Interpretable deep learning for rotator cuff calcific tendinopathy diagnosis: a multi-center study.
Authors
Affiliations (11)
Affiliations (11)
- Radiology Department, Hospital Universitario Rey Juan Carlos, Móstoles, Madrid, Spain. [email protected].
- Health Research Institute of the Jiménez Díaz Foundation (IIS-FJD), Madrid, Spain. [email protected].
- Department of Physical Therapy, Occupational Therapy, Rehabilitation and Physical Medicine, Rey Juan Carlos University, Madrid, Spain. [email protected].
- Department of Morphology and Cell Biology, Universidad de Oviedo, Oviedo, Spain. [email protected].
- Radiology Department, Hospital Universitario Rey Juan Carlos, Móstoles, Madrid, Spain.
- Health Research Institute of the Jiménez Díaz Foundation (IIS-FJD), Madrid, Spain.
- Advanced Computing and E-Science Research Group, Instituto de Física de Cantabria (IFCA), CSIC-UC, Santander, Spain.
- Department of Morphology and Cell Biology, Universidad de Oviedo, Oviedo, Spain.
- Facultad de Ciencias de la Salud, Universidad Autónoma de Chile, Santiago, Chile.
- Department of Physical Therapy, Occupational Therapy, Rehabilitation and Physical Medicine, Rey Juan Carlos University, Madrid, Spain.
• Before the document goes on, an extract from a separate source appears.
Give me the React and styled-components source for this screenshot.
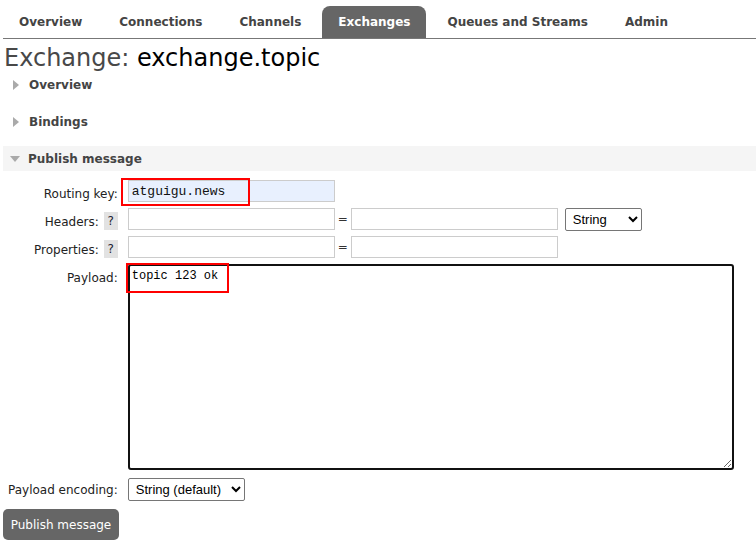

- Escuela Politécnica Superior, Universidad CEU San Pablo, Madrid, Spain.
Abstract
The reliable deployment of artificial intelligence systems in medical imaging requires high diagnostic performance, robustness and interpretability. In this study, we developed and evaluated two automated frameworks for binary classification of shoulder radiographs (XRs) using deep learning (DL) and hybrid DL-machine learning (ML) approaches. A convolutional neural network (CNN) based on a fine-tuned VGG19 architecture was trained end-to-end on a large, balanced dataset of 4,268 shoulder XRs. In parallel, hybrid models were constructed by extracting deep feature representations from the trained network and combining them with traditional ML classifiers. Model performance was evaluated on independent internal (n = 480) and external (n = 308) validation sets. Both approaches achieved high discriminative performance. Paired comparison of Receiver Operating Characteristic (ROC) curves using the DeLong test revealed no statistically significant differences between the end-to-end CNN and the hybrid CNN-ML pipeline for either internal validation (AUC 0.956 vs. 0.961) or external generalization (AUC 0.940 vs. 0.942). Model interpretability was assessed using Grad-CAM and SHAP values. Our results suggest that while both frameworks are robust, the end-to-end DL approach offers a more streamlined workflow and more direct visual explainability via saliency maps. These findings support the potential of AI-based tools for shoulder XR analysis; however, prospective real-world validation, assessment under routine prevalence conditions, and direct comparison with human readers are still needed before clinical integration can be established.